Tag Archives: christmas

Christmas Chimney

Nationality: American
Age: 20
Occupation: Student
Residence: United States
Performance Date: April 20th
Primary Language: English

Main Piece:

This is the transcription of an interview I had with the informant about her Christmas traditions. 

“So my dad’s grandma, my great-grandma, she made us this chimney. Like out of wood. And we put it on the dining room table on Christmas Eve. My mom is always in charge of it. And she puts tiny gifts like pencils or a piece of candy in the thing, like in the chimney. Then there’s a ribbon that’s attached to each gift that has a name of a family member on it.

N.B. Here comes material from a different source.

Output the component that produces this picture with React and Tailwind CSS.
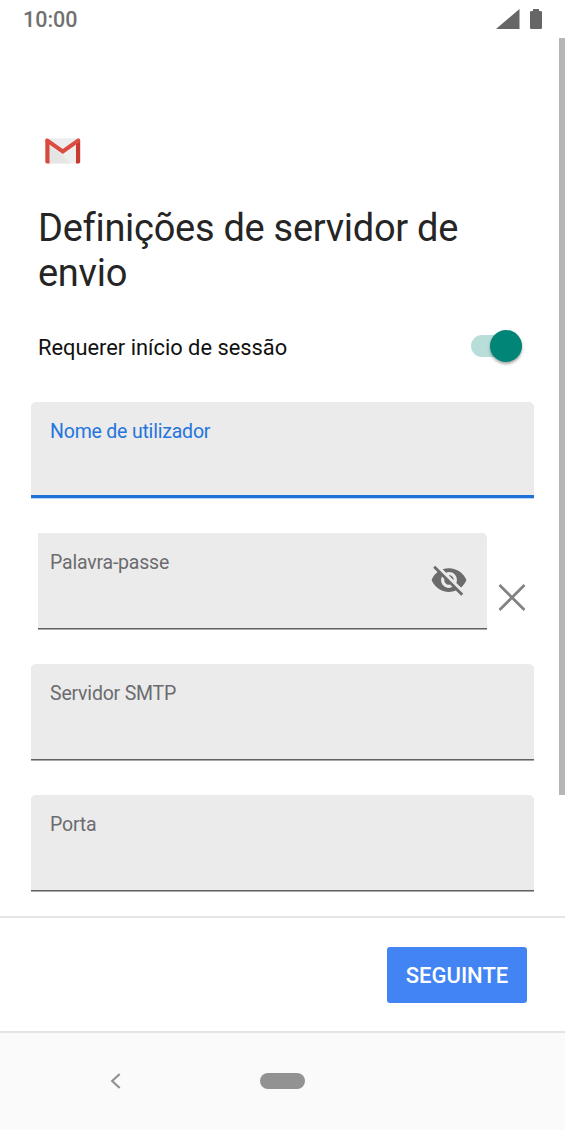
import { useState } from 'react';
import clsx from 'clsx';

const StatusBar = () => (
  <header className="flex h-[38px] shrink-0 items-center justify-between pl-[23px] pr-[23px]">
    <span className="pt-[2px] text-[21.5px] leading-[38px] font-medium text-[#707070]">10:00</span>
    <div className="flex items-center gap-[10px]">
      <svg width="24" height="20" viewBox="0 0 24 20" fill="#666666">
        <path d="M23.500 0V20H0Z" />
      </svg>
      <svg width="12" height="20" viewBox="0 0 12 20" fill="#666666">
        <path d="M3 0h6v2h1.800q1.200 0 1.200 1.200v15.600q0 1.200-1.200 1.200H1.200Q0 20 0 18.800V3.200Q0 2 1.200 2H3Z" />
      </svg>
    </div>
  </header>
);

const GmailLogo = () => (
  <svg className="ml-[7px]" width="36" height="26" viewBox="0 0 36 26">
    <path d="M2 0.500H34V25.500H2Z" fill="#eeeeee" />
    <path d="M4 25.500L15.500 16L18 17.500L25 25.500Z" fill="#e6e6e6" />
    <path d="M4 8L18 18L4 25.500Z" fill="#e4e4e4" />
    <path d="M2.500 0.500H33.500L18 11.500Z" fill="#ededed" />
    <path d="M0.300 2.500Q0.300 0.500 2 0.500L4.500 5.500V25.500H2Q0.300 25.500 0.300 23.800Z" fill="#d54b3d" />
    <path d="M35.200 2.500Q35.200 0.500 33.500 0.500L31 5.500V25.500H33.500Q35.200 25.500 35.200 23.800Z" fill="#c73a2f" />
    <path d="M0.300 2.500Q0.300 0.500 2.300 0.500Q3 0.500 3.600 1L17.750 11L31.900 1Q32.500 0.500 33.200 0.500Q35.200 0.500 35.200 2.500Q35.200 3.800 34 4.600L17.750 16L1.500 4.600Q0.300 3.800 0.300 2.500Z" fill="#dc4c40" />
  </svg>
);

const EyeOff = () => (
  <svg width="38" height="38" viewBox="0 0 24 24" fill="#6b6b6b">
    <path d="M12 7c2.760 0 5 2.240 5 5 0 .65-.13 1.260-.36 1.830l2.920 2.920c1.510-1.260 2.700-2.890 3.430-4.750-1.730-4.390-6-7.500-11-7.500-1.400 0-2.740.25-3.980.7l2.160 2.160C10.740 7.130 11.350 7 12 7zM2 4.270l2.280 2.280.46.460C3.080 8.300 1.780 10.020 1 12c1.730 4.390 6 7.500 11 7.500 1.550 0 3.030-.3 4.380-.84l.42.42L19.730 22 21 20.730 3.270 3 2 4.270zM7.530 9.800l1.550 1.550c-.05.21-.08.43-.08.65 0 1.660 1.340 3 3 3 .22 0 .44-.03.65-.08l1.550 1.550c-.67.33-1.410.53-2.200.53-2.760 0-5-2.240-5-5 0-.79.2-1.530.53-2.200zm4.310-.78l3.150 3.150.02-.16c0-1.660-1.340-3-3-3l-.17.010z" />
  </svg>
);

const Field = ({ label, name, type = 'text', active, className, labelClass, children, onFocus }) => (
  <div
    className={clsx(
      'flex h-[96px] bg-[#ebebeb]',
      active
        ? 'border-b-[3px] border-[#1f70d8] shadow-[0_1px_0_#b5d6f7]'
        : 'border-b border-[#606165] shadow-[0_1px_0_#a9a9ac]',
      className
    )}
  >
    <label
      className={clsx(
        'flex-1 pt-[17px] text-[19.5px] leading-[26px] tracking-[-0.2px]',
        active ? 'text-[#2475dc]' : 'text-[#6b6c6f]',
        labelClass
      )}
    >
      {label}
      <input name={name} type={type} onFocus={onFocus} className="block h-8 w-full bg-transparent outline-none" />
    </label>
    {children}
  </div>
);

const App = () => {
  const [requireLogin, setRequireLogin] = useState(true);
  const [activeField, setActiveField] = useState('username');
  const [showPassword, setShowPassword] = useState(false);

  return (
    <div className="relative flex h-[1130px] w-[565px] flex-col overflow-hidden bg-white font-[Roboto,sans-serif]">
      <StatusBar />

      <main className="h-[878px] shrink-0 px-[31px] pt-[100px]">
        <div className="h-[68px] px-[7px]">
          <GmailLogo />
        </div>
        <h1 className="h-[90px] px-[7px] text-[38px] leading-[45px] font-normal tracking-[-0.28px] text-[#252525]">
          Definições de servidor de
          <br />
          envio
        </h1>

        <div className="mt-[31px] flex h-[38px] items-center justify-between pr-[12px] pl-[7px]">
          <span className="pt-[3px] text-[21.85px] leading-[38px] text-[#111111]">Requerer início de sessão</span>
          <button
            onClick={() => setRequireLogin((prev) => !prev)}
            aria-pressed={requireLogin}
            className={clsx(
              'flex h-[22px] w-[51px] items-center rounded-full',
              requireLogin ? 'justify-end bg-[#b9ded9]' : 'justify-start bg-gray-300'
            )}
          >
            <span
              className={clsx(
                'h-8 w-8 shrink-0 rounded-full shadow-[0_2px_3px_rgba(0,0,0,0.35)]',
                requireLogin ? 'bg-[#018577]' : 'bg-gray-100'
              )}
            />
          </button>
        </div>

        <div className="mt-[37px] flex w-[502.5px] flex-col gap-[35px]">
          <Field
            label="Nome de utilizador"
            name="username"
            active={activeField === 'username'}
            onFocus={() => setActiveField('username')}
            className="rounded-t-[5px]"
            labelClass="pl-[19px]"
          />
          <div className="flex pl-[7px]">
            <Field
              label="Palavra-passe"
              name="password"
              type={showPassword ? 'text' : 'password'}
              active={activeField === 'password'}
              onFocus={() => setActiveField('password')}
              className="w-[448.5px] rounded-tr-[5px]"
              labelClass="pl-[12px]"
            >
              <button onClick={() => setShowPassword((prev) => !prev)} className="mt-[28px] mr-[19px] h-[38px]">
                <EyeOff />
              </button>
            </Field>
            <button className="mt-[51px] ml-[11px] h-[27px]">
              <svg width="28" height="27" viewBox="0 0 28 27" fill="none" stroke="#828282" strokeWidth="2.7">
                <path d="M1.500 1L26.500 26M26.500 1L1.500 26" />
              </svg>
            </button>
          </div>
          <Field
            label="Servidor SMTP"
            name="smtp"
            active={activeField === 'smtp'}
            onFocus={() => setActiveField('smtp')}
            className="rounded-t-[5px]"
            labelClass="pl-[19px]"
          />
          <Field
            label="Porta"
            name="port"
            active={activeField === 'port'}
            onFocus={() => setActiveField('port')}
            className="rounded-t-[5px]"
            labelClass="pl-[19px]"
          />
        </div>
      </main>

      <footer className="flex h-[115px] shrink-0 justify-end border-t-2 border-[#e6e6e6] pt-[28.5px] pr-[38px]">
        <button className="h-[56.5px] w-[140px] rounded-[3px] bg-[#4284f3] pt-[2px] text-[22px] font-medium text-white">
          SEGUINTE
        </button>
      </footer>

      <nav className="flex h-[99px] shrink-0 items-center border-t-2 border-[#e4e4e4] bg-[#fafafa] pb-[2px] pl-[110px]">
        <svg width="11" height="16" viewBox="0 0 11 16" fill="none" stroke="#929292" strokeWidth="2.2">
          <path d="M9.700 1L2.200 8L9.700 15" />
        </svg>
        <div className="ml-[139px] h-4 w-[45px] rounded-full bg-[#929292]" />
      </nav>

      <div className="absolute top-[38px] right-0 h-[757px] w-[6.5px] bg-[#b6b6b6]" />
    </div>
  );
};

export default App;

There’s one for each of us. And then after Christmas Eve Mass we come back and have dinner and stuff and after dinner we get to pull the string with our name. So it’s like the first gift of Christmas”

Background:

The informant comes from a very tight-knit family. She grew up near all her extended family. Her great-grandmother is of Eastern European descent. 

Context:

I was talking to the informant about traditions that make her think of family and this was one of the first she told me.

Thoughts:

The holidays produce a lot of traditions and customs important to families. This “first gift” of Christmas often mirrors what is discussed during Christmas Mass from the gift of Jesus’s birth to the gifts the Wise Men bring to the child. This provides a small tradition the family can do to physically celebrate the holiday in a way that combines the Santa ideas of Christmas as well as the biblical meaning.

Advent Traditions

Nationality: American
Age: 61
Occupation: retired
Residence: Atherton
Performance Date: 4/21/20
Primary Language: English

Context: The informant is my mother, identified as L.M., who was raised as a Catholic, and grew up with many traditions for each of the Christian holidays, some religious and some not. This is her description of the season of Advent and two of the traditions she followed with her family during her childhood.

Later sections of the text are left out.